Due to the diverse nature of cloud computing services, the BCSC acknowledged that some may be taxable while others may not. In this case, Cloud Computing and Storages fundamentally provided Hootsuite Inc. with an “on-demand” IaaS.
The Ministry assessed Hootsuite Inc.’s use of Direct Connect on the basis that it constituted a taxable telecommunication service under the PSTA. Similar to its above analysis, the BCSC held that Direct Connect is opaque to Hootsuite Inc. and is unilaterally controlled by AWS. It dismissed the Ministry’s argument that Hootsuite Inc. utilized Direct Connect on computers situated in B.C., finding that the “dedicated line” and “transmission” was solely contained within the United States.
Although certain cloud computing offerings may appear to be taxable software under the PSTA, such as the AWS Services, these offerings may be exempt from PST where the fundamental or essential nature of the supply is technical expertise rather than an executable software program or application. Technical expertise that is provided in the “cloud” and facilitated through telecommunications channels and software components should not change the taxable character of the transaction for PST purposes in B.C.

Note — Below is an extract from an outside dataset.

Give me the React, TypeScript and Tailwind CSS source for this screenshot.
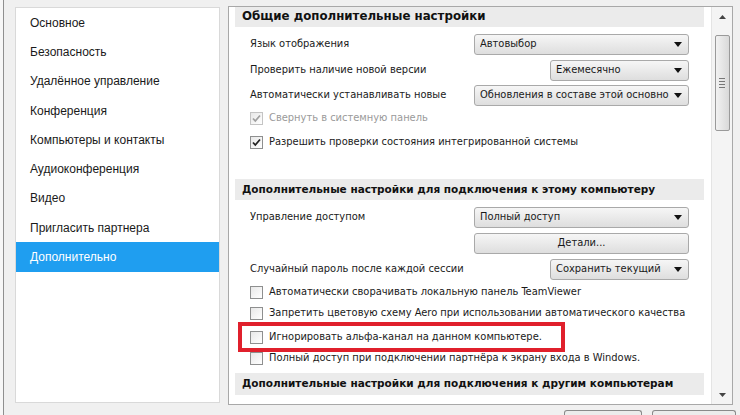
import React from 'react';

const navItems = [
  'Основное',
  'Безопасность',
  'Удалённое управление',
  'Конференция',
  'Компьютеры и контакты',
  'Аудиоконференция',
  'Видео',
  'Пригласить партнера',
  'Дополнительно',
];

const body = { fontFamily: '"DejaVu Sans Condensed", "DejaVu Sans", sans-serif' };
const bold = { fontFamily: '"DejaVu Sans", sans-serif' };

const Arrow = () => (
  <svg width="8" height="5" viewBox="0 0 8 5" className="shrink-0">
    <path d="M0 0h8L4 5z" fill="#111" />
  </svg>
);

const Select = ({ value, className }: { value: string; className: string }) => (
  <div
    className={`h-[21px] flex items-center justify-between pl-[5px] pr-[6px] rounded-[3px] border border-[#a9a9a9] bg-gradient-to-b from-[#f6f6f6] to-[#dedede] text-[11px] text-[#1a1a1a] ${className}`}
  >
    <span className="whitespace-nowrap overflow-hidden">{value}</span>
    <Arrow />
  </div>
);

const Checkbox = ({ checked, disabled }: { checked?: boolean; disabled?: boolean }) => (
  <div
    className={`w-[13px] h-[13px] shrink-0 border flex items-center justify-center bg-gradient-to-br from-[#e8e8e8] to-white ${
      disabled ? 'border-[#c4c4c4]' : 'border-[#8e8f8f]'
    }`}
  >
    {checked && (
      <svg width="9" height="9" viewBox="0 0 9 9">
        <path
          d="M1 4.5l2.3 2.5L8 1.5"
          fill="none"
          stroke={disabled ? '#a0a0a0' : '#222'}
          strokeWidth="1.8"
        />
      </svg>
    )}
  </div>
);

const CheckRow = ({ label, checked, disabled, className = '' }: { label: string; checked?: boolean; disabled?: boolean; className?: string }) => (
  <div className={`flex items-center gap-[6px] ${className}`}>
    <Checkbox checked={checked} disabled={disabled} />
    <span className={`text-[11px] whitespace-nowrap ${disabled ? 'text-[#9a9a9a]' : 'text-[#1a1a1a]'}`}>{label}</span>
  </div>
);

const Header = ({ title, className = '', textClass = 'text-[10.5px]' }: { title: string; className?: string; textClass?: string }) => (
  <div className={`ml-[6px] mr-[7px] bg-[#ebebeb] flex items-center pl-[7px] ${className}`}>
    <span style={bold} className={`${textClass} font-bold text-[#111] whitespace-nowrap`}>
      {title}
    </span>
  </div>
);

const Label = ({ text }: { text: string }) => (
  <span className="text-[11px] text-[#1a1a1a] whitespace-nowrap">{text}</span>
);

export default function App() {
  return (
    <div style={body} className="w-[740px] h-[415px] bg-[#f0f0f0] overflow-hidden relative flex">
      <div className="w-[4px] h-full bg-[#f7f7f7] border-r border-[#8f8f8f]" />
      <div className="flex flex-col flex-1">
        <div className="flex pt-[6px] pl-[11px] gap-[8px]">
          {/* left nav */}
          <div className="w-[205px] h-[396px] mt-[1px] bg-white border border-[#d9d9d9]">
            {navItems.map((item) => (
              <div
                key={item}
                style={{ fontFamily: '"Liberation Sans", Arial, sans-serif' }}
                className={`h-[29.3px] flex items-center pl-[14px] text-[12px] ${
                  item === 'Дополнительно' ? 'bg-[#1f9ef0] text-white' : 'text-[#1a1a1a]'
                }`}
              >
                {item}
              </div>
            ))}
          </div>

          {/* right panel */}
          <div className="w-[505px] h-[399px] border border-[#a8a8a8] bg-white flex">
            <div className="w-[483px] border-r border-[#e4e4e4] flex flex-col">
              <Header title="Общие дополнительные настройки" className="h-[20px]" textClass="text-[11.8px]" />
              <div className="flex items-center justify-between mt-[6px] pl-[21px] pr-[22px] h-[22px]">
                <Label text="Язык отображения" />
                <Select value="Автовыбор" className="w-[215px]" />
              </div>
              <div className="flex items-center justify-between mt-[4px] pl-[21px] pr-[22px] h-[22px]">
                <Label text="Проверить наличие новой версии" />
                <Select value="Ежемесячно" className="w-[139px]" />
              </div>
              <div className="flex items-center justify-between mt-[3px] pl-[21px] pr-[22px] h-[22px]">
                <Label text="Автоматически устанавливать новые" />
                <Select value="Обновления в составе этой основно" className="w-[215px]" />
              </div>
              <CheckRow label="Свернуть в системную панель" checked disabled className="h-[22px] mt-[1px] pl-[21px]" />
              <CheckRow label="Разрешить проверки состояния интегрированной системы" checked className="h-[22px] mt-[2px] pl-[21px]" />

              <Header title="Дополнительные настройки для подключения к этому компьютеру" className="mt-[26px] h-[21px]" />
              <div className="flex items-center justify-between mt-[6px] pl-[21px] pr-[22px] h-[22px]">
                <Label text="Управление доступом" />
                <Select value="Полный доступ" className="w-[215px]" />
              </div>
              <div className="flex justify-end mt-[5px] pr-[22px] h-[22px]">
                <div className="w-[215px] h-[21px] rounded-[3px] border border-[#a9a9a9] bg-gradient-to-b from-[#f6f6f6] to-[#dedede] flex items-center justify-center text-[11px] text-[#1a1a1a]">
                  Детали...
                </div>
              </div>
              <div className="flex items-center justify-between mt-[3px] pl-[21px] pr-[22px] h-[22px]">
                <Label text="Случайный пароль после каждой сессии" />
                <Select value="Сохранить текущий" className="w-[139px]" />
              </div>
              <CheckRow label="Автоматически сворачивать локальную панель TeamViewer" className="h-[22px] mt-[1px] pl-[21px]" />
              <CheckRow label="Запретить цветовую схему Aero при использовании автоматического качества" className="h-[20px] pl-[21px]" />
              <div className="ml-[9px] -mt-[1px] w-[327px] h-[30px] border-[4px] border-[#e0202c] flex items-center">
                <CheckRow label="Игнорировать альфа-канал на данном компьютере." className="pl-[8px]" />
              </div>
              <CheckRow label="Полный доступ при подключении партнёра к экрану входа в Windows." className="h-[13px] mt-[0px] pl-[21px]" />
              <Header title="Дополнительные настройки для подключения к другим компьютерам" className="mt-[8px] h-[22px]" />
            </div>

            {/* scrollbar */}
            <div className="w-[20px] bg-[#f4f4f4] flex flex-col items-center">
              <div className="h-[20px] flex items-center justify-center">
                <svg width="7" height="4" viewBox="0 0 7 4">
                  <path d="M0 4h7L3.5 0z" fill="#444" />
                </svg>
              </div>
              <div className="w-[15px] h-[96px] mt-[8px] rounded-[2px] border border-[#9a9a9a] bg-gradient-to-r from-[#f2f2f2] to-[#d9d9d9] flex flex-col items-center justify-center gap-[2px]">
                <div className="w-[6px] h-px bg-[#777]" />
                <div className="w-[6px] h-px bg-[#777]" />
                <div className="w-[6px] h-px bg-[#777]" />
                <div className="w-[6px] h-px bg-[#777]" />
              </div>
              <div className="flex-1" />
              <div className="h-[18px] flex items-center justify-center">
                <svg width="7" height="4" viewBox="0 0 7 4">
                  <path d="M0 0h7L3.5 4z" fill="#444" />
                </svg>
              </div>
            </div>
          </div>
        </div>
        {/* bottom buttons (tops visible) */}
        <div className="flex justify-end gap-[10px] pr-[4px] mt-[5px]">
          <div className="w-[78px] h-[12px] rounded-t-[3px] border border-b-0 border-[#8a8a8a] bg-[#ececec]" />
          <div className="w-[84px] h-[12px] rounded-t-[3px] border border-b-0 border-[#8a8a8a] bg-[#ececec]" />
        </div>
      </div>
    </div>
  );
}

Advisors, businesses, or participants in cloud-computing space should consider the impact of this decision as it relates to past, present or future transactions involving cloud computing services with a presence in or connection to B.C.
If you have further questions about the BCSC’s decision and its effect on cloud computing services and PST, reach out to your BLG lawyer, the authors of this piece, or a member of BLG’s Tax Group.
1 Hootsuite Inc. British Columbia (Finance), 2023 BCSC 358.
2 Web browsers commonly create cached files to improve the loading time of web pages. The cached files or resources are not “runnable” or “executable” on their own, meaning the user cannot interact with them in any meaningful way.